Dahro pun mendampingi sang mertua menuju Polsek Tanjung Duren.
Uniknya, Dahro justru melihat sang mertua yang dikenal suka melucu itu tidak tegang.
Abdul Karim banyak menebar senyum saat perjalanan menuju Polsek Tanjung Duren.
“Pas diajak sama polisi, bapak kira diajak ziarah ke Surabaya lagi. Dia sempat tawa-tawa. Tahu-tahunya dia dibawa polisi ke polsek,” ucapnya.
“Saya bilang ke polisi, pak orang tua saya ini sudah pikun, kasihan kalau dimasukin ke penjara. Pas saya pulang, pagi dapat telepon bapak saya sudah di Surabaya,” ungkap dia.

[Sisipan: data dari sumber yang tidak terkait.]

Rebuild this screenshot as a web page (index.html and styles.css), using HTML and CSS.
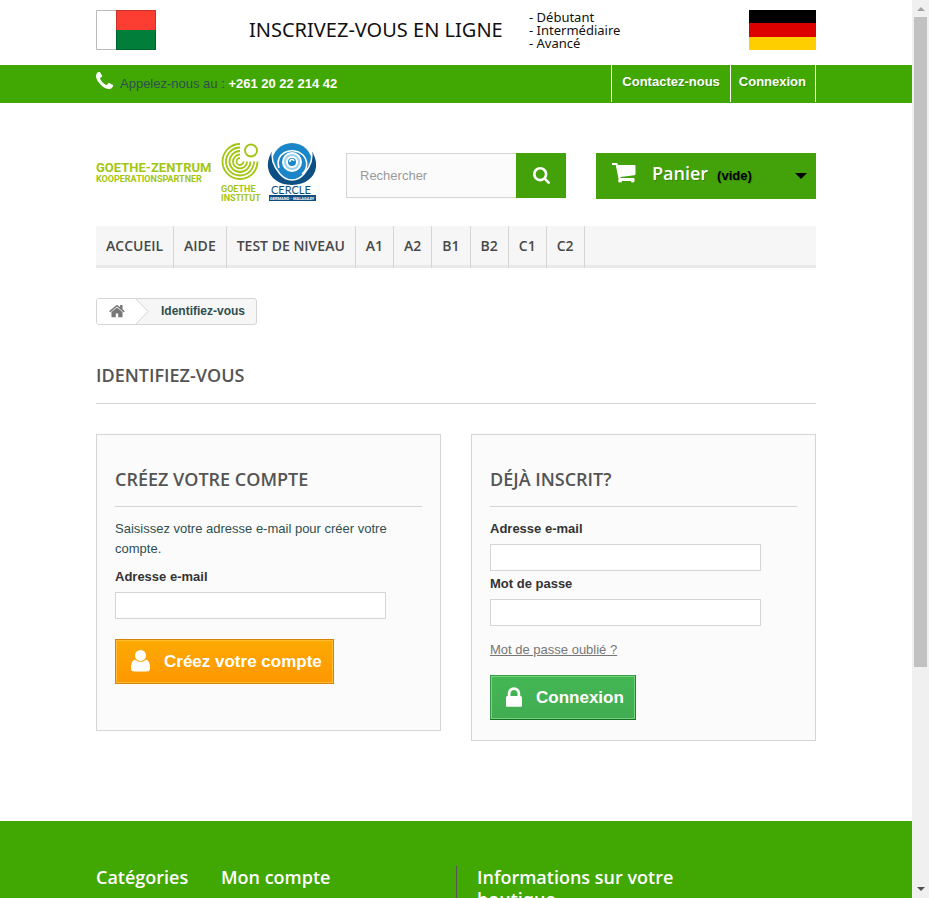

Rumah Abdul Karim peninggalan sang istri terbilang reyot. Terkadang, cerita Dahro, rumah tersebut kebanjiran.
Sejumlah tetangga Abdul Karim mengaku tak percaya jika tetangganya itu menjadi mahaguru dari Dimas Kanjeng.
“Yah malam minggu itu kita tetangga-tetangga masih belum tahu. Ramainya baru pas hari Minggu pagi setelah lihat di telivisi. Kita nggak percaya, masa’ Pak Karim jadi mahaguru Dimas Kanjeng, salat aja jarang. Nggak pernah ikut pengajian atau kumpul-kumpul sama warga di masjid. Kayanya dia cuma jadi korban aja. Mungkin dia diajak karena orang-orang nggak mampu,” ujar Lona, tetangga Abdul Karim.